[Records from a data source]
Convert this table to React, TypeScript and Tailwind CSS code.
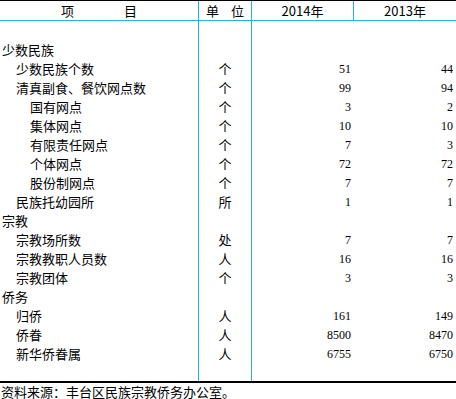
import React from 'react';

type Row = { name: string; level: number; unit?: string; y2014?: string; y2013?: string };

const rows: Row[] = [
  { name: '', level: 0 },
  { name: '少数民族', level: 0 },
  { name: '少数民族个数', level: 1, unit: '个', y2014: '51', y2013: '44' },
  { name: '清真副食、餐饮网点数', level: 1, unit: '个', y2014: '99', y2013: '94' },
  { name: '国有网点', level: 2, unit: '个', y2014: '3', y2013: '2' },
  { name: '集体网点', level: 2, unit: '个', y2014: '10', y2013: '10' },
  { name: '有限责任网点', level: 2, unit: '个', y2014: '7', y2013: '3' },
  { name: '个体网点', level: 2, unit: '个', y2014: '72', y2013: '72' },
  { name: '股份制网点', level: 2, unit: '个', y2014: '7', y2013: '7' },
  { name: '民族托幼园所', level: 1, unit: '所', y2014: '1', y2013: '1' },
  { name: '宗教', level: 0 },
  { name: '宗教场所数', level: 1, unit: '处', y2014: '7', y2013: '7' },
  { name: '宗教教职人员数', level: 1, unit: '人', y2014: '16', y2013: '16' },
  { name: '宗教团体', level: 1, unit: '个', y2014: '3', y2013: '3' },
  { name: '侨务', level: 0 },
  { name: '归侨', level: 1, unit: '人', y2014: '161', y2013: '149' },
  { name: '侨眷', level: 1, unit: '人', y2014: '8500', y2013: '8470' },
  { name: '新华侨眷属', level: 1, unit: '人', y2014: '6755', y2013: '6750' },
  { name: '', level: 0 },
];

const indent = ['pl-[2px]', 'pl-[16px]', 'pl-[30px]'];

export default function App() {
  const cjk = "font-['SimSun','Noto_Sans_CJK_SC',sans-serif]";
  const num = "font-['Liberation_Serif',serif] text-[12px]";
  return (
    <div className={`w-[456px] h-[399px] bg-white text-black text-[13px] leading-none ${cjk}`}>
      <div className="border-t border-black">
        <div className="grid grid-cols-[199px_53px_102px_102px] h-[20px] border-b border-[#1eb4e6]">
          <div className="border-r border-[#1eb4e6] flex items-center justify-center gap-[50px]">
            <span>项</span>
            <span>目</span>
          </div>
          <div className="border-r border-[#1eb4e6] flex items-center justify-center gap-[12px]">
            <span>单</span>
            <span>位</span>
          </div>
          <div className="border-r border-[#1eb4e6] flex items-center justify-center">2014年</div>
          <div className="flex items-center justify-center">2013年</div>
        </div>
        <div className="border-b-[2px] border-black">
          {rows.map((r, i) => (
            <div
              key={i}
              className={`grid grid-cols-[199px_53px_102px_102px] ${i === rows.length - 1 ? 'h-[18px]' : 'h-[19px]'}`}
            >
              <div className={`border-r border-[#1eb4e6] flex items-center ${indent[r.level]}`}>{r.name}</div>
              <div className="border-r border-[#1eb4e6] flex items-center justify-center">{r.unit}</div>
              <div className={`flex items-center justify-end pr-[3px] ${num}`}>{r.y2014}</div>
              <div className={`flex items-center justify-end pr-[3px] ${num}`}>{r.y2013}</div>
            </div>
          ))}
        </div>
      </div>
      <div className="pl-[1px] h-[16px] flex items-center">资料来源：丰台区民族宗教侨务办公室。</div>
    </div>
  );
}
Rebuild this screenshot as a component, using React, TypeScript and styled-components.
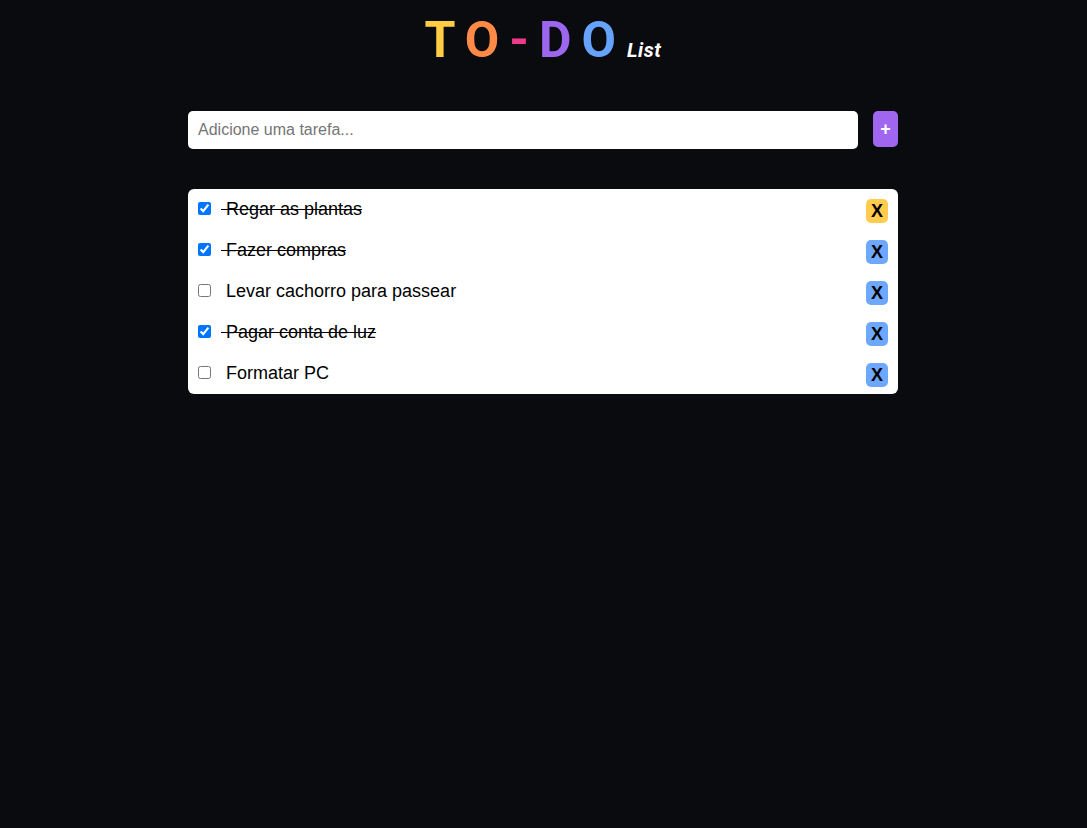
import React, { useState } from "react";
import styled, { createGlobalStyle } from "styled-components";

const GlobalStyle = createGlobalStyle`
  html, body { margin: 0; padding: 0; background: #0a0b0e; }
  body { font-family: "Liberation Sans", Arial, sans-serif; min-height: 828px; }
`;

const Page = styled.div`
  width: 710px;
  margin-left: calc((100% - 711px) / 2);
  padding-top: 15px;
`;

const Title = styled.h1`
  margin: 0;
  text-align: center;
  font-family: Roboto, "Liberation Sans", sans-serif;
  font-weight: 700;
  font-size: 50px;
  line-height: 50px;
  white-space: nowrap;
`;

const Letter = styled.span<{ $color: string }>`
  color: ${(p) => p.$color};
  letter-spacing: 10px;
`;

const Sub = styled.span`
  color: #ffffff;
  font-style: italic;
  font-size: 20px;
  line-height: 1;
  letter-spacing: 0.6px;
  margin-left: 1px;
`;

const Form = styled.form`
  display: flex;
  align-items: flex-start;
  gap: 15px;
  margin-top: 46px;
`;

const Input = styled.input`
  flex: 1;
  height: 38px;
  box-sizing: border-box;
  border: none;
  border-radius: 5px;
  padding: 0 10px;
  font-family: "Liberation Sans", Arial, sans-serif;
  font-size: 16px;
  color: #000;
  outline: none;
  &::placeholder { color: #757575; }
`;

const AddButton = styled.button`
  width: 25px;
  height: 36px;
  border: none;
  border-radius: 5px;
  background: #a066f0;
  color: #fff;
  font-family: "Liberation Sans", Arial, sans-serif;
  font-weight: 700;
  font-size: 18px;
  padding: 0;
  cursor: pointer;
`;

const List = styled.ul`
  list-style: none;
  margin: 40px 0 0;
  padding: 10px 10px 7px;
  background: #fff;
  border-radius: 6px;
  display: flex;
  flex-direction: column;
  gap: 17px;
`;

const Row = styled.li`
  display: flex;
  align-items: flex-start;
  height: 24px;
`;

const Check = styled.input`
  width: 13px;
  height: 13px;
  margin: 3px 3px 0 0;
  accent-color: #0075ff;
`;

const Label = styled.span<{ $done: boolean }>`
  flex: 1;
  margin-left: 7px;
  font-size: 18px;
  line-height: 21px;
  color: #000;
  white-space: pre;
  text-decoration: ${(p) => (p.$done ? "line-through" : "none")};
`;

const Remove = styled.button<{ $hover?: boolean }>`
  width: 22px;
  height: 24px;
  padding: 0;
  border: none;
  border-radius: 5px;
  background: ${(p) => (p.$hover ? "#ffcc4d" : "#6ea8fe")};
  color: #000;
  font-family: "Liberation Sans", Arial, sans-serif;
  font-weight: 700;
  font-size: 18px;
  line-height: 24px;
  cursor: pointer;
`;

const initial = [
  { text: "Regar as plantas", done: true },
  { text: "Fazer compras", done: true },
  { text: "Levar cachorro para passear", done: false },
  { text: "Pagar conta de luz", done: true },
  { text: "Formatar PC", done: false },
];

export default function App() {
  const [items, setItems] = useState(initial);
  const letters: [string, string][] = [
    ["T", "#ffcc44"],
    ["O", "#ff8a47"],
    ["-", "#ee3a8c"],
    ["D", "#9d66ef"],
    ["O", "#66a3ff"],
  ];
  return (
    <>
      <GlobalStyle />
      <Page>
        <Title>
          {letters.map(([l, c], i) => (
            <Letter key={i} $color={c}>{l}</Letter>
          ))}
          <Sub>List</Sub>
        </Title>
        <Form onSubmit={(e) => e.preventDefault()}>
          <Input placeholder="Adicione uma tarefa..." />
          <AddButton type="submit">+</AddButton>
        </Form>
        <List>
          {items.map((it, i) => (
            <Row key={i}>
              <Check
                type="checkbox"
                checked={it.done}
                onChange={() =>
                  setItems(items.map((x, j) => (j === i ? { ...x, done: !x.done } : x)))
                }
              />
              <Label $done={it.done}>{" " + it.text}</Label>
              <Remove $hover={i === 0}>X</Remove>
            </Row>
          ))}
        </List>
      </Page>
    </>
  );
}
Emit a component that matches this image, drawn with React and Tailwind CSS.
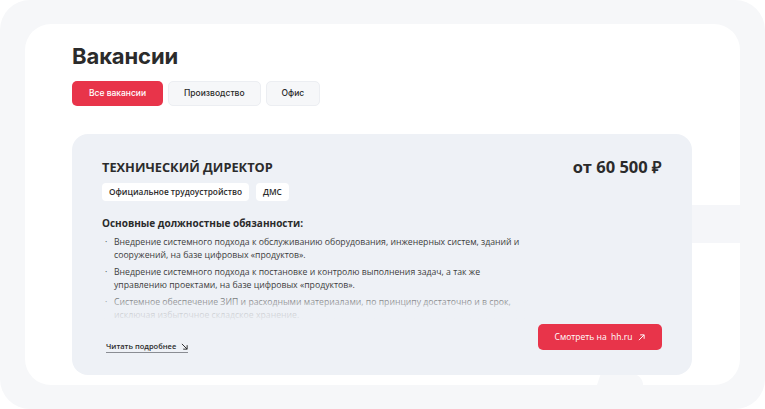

• YOUR OBJECTIVE
Copy out every line with the word "TypeScript".

• COMPLETED TASK
Convert this table to React, TypeScript and Tailwind CSS code.
Rebuild this screenshot as a component, using React, TypeScript and styled-components.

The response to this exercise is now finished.